I Don't Want to Do Academic Research
Ok, this statement doesn't really make sense considering that I'm currently finishing a PhD and preparing to start a postdoc position. I guess what I mean is that the idea of being a traditional academic researcher does not appeal to me. I hate the idea of structuring my research in order to generate publications at a fixed rate. That just doesn't make sense to me. (Well, it makes sense in general in that it makes the academic system scalable to lots of researchers, but I don't think it's the best strategy for every project or person.) Also, I think my medium of choice is software development, not publications. I would rather have a list of open source software projects on my website than a list of papers. A well-designed, well-written, timely software release can have an overall impact similar to that of an influential paper.

I would prefer to work on big ideas, to work on them long enough to see them succeed (even if that means several years without publishing), then write up papers after the fact. Some ideas just seem to work better that way. Lots of trial and error and engineering work up front, then scientific analysis later. For example, the automobile, the world wide web, the large hadron collider... It doesn't always make sense to do a lot of scientific work until the engineering work is complete. And the same might be true for general AI.

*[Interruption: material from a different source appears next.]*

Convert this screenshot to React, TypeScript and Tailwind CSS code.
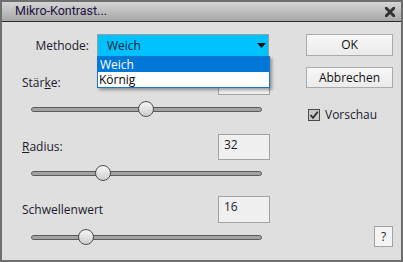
import React from 'react';

const font = { fontFamily: '"Open Sans", "Noto Sans", sans-serif' };

const Slider: React.FC<{ pos: number }> = ({ pos }) => (
  <div className="relative ml-[9px] w-[231px] h-[14px] flex items-center">
    <div className="w-full h-[5px] rounded-full border border-[#5a5a5a] bg-[#a3a3a3]" />
    {/* thumb sits on the track */}
    <div
      className="absolute top-[-1px] w-[16px] h-[16px] rounded-full border border-[#4f4f4f] bg-gradient-to-b from-[#f6f6f6] to-[#cfcfcf]"
      style={{ left: pos - 8 }}
    />
  </div>
);

const ValueBox: React.FC<{ value?: string; h?: string }> = ({ value, h = 'h-[26px]' }) => (
  <div className={`w-[52px] ${h} border border-[#a2a2a2] bg-[#f0f0f0] pl-[5px] pt-[2px] text-[12px] leading-[16px] text-[#1b1b2b]`}>
    {value}
  </div>
);

export default function App() {
  return (
    <div style={font} className="w-[403px] h-[262px] border-2 border-[#6e6e6e] bg-[#dfdfdf] flex flex-col text-[12px] text-[#1d1a2e] select-none">
      {/* Title bar */}
      <div className="h-[20px] shrink-0 flex items-center justify-between pl-[13px] pr-[6px] border-b border-[#2b2b2b] bg-gradient-to-b from-[#d6d6d6] to-[#a6a6a6]">
        <span style={{ fontFamily: 'Roboto, sans-serif' }} className="text-[12.5px] text-[#1e1040] leading-none">Mikro-Kontrast...</span>
        <svg width="10" height="10" viewBox="0 0 10 10">
          <path d="M1.2 1.2 L8.8 8.8 M8.8 1.2 L1.2 8.8" stroke="#333" strokeWidth="3" strokeLinecap="square" />
        </svg>
      </div>

      <div className="flex-1 flex">
        {/* Left column */}
        <div className="w-[268px] pl-[20px] flex flex-col">
          <div className="mt-[12px] h-[23px] flex items-center">
            <span className="w-[67px] text-right">Methode:</span>
            <div className="relative ml-[8px] w-[172px] h-[23px]">
              <div className="w-full h-full border border-[#9c9c9c] bg-[#00c2ff] flex items-center justify-between pl-[9px] pr-[2px] text-[#0c2433]">
                <span>Weich</span>
                <svg width="9" height="5" viewBox="0 0 9 5">
                  <path d="M0 0 H9 L4.5 5 Z" fill="#111" />
                </svg>
              </div>
              {/* open dropdown list */}
              <div className="absolute left-0 top-[22px] w-[173px] border border-[#1a74d2] bg-white shadow-[2px_2px_3px_rgba(0,0,0,0.35)] z-10">
                <div className="h-[15px] bg-[#0078d7] text-white pl-[2px] leading-[15px]">Weich</div>
                <div className="h-[15px] text-black pl-[1px] leading-[15px]">Körnig</div>
              </div>
            </div>
          </div>

          <div className="mt-[13px] h-[25px] flex items-center justify-between">
            <span>Stär<span className="underline">k</span>e:</span>
            <ValueBox h="h-[25px]" />
          </div>
          <div className="mt-[7px]">
            <Slider pos={115} />
          </div>

          <div className="mt-[18px] h-[26px] flex items-center justify-between">
            <span><span className="underline">R</span>adius:</span>
            <ValueBox value="32" />
          </div>
          <div className="mt-[6px]">
            <Slider pos={72} />
          </div>

          <div className="mt-[16px] h-[27px] flex items-center justify-between">
            <span>Schwellenwert</span>
            <ValueBox value="16" h="h-[27px]" />
          </div>
          <div className="mt-[7px]">
            <Slider pos={55} />
          </div>
        </div>

        {/* Right column */}
        <div className="ml-[36px] w-[87px] flex flex-col">
          <button className="mt-[12px] h-[22px] border border-[#ababab] bg-gradient-to-b from-[#f7f7f7] to-[#ebebeb] text-[#111]">OK</button>
          <button className="mt-[11px] h-[21px] border border-[#ababab] bg-gradient-to-b from-[#f7f7f7] to-[#ebebeb] text-[#111]">Abbrechen</button>
          <label className="mt-[20px] ml-[2px] flex items-center gap-[5px] h-[13px]">
            <span className="w-[12px] h-[12px] border border-[#4a4a4a] bg-[#c9c9c9] flex items-center justify-center">
              <svg width="10" height="10" viewBox="0 0 10 10">
                <path d="M1.5 5 L4 7.8 L8.8 1.8" stroke="#2e2e2e" strokeWidth="1.8" fill="none" />
              </svg>
            </span>
            <span className="text-[#1d1a2e]">Vorschau</span>
          </label>
          <button className="mt-auto mb-[13px] self-end w-[19px] h-[21px] border border-[#a3a3a3] bg-[#f4f4f4] text-[#222] leading-none">?</button>
        </div>
      </div>
    </div>
  );
}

On a personal level, I think what bothers me most about traditional academic research is the expectations. I work best when I feel unconstrained by external pressures (to make money, to publish papers, to reach certain artificial objectives, etc.). In that sense, I suppose what I'm looking for long-term is complete freedom of expression within the realm of AI research. I expect my work to be very useful, but I just don't want to feel constrained. I want to be an engineer with the motivation of an artist. Over the next several years I intend to find a way to make that happen, ideally by making a big chunk of money up front to support several years of unconstrained creativity.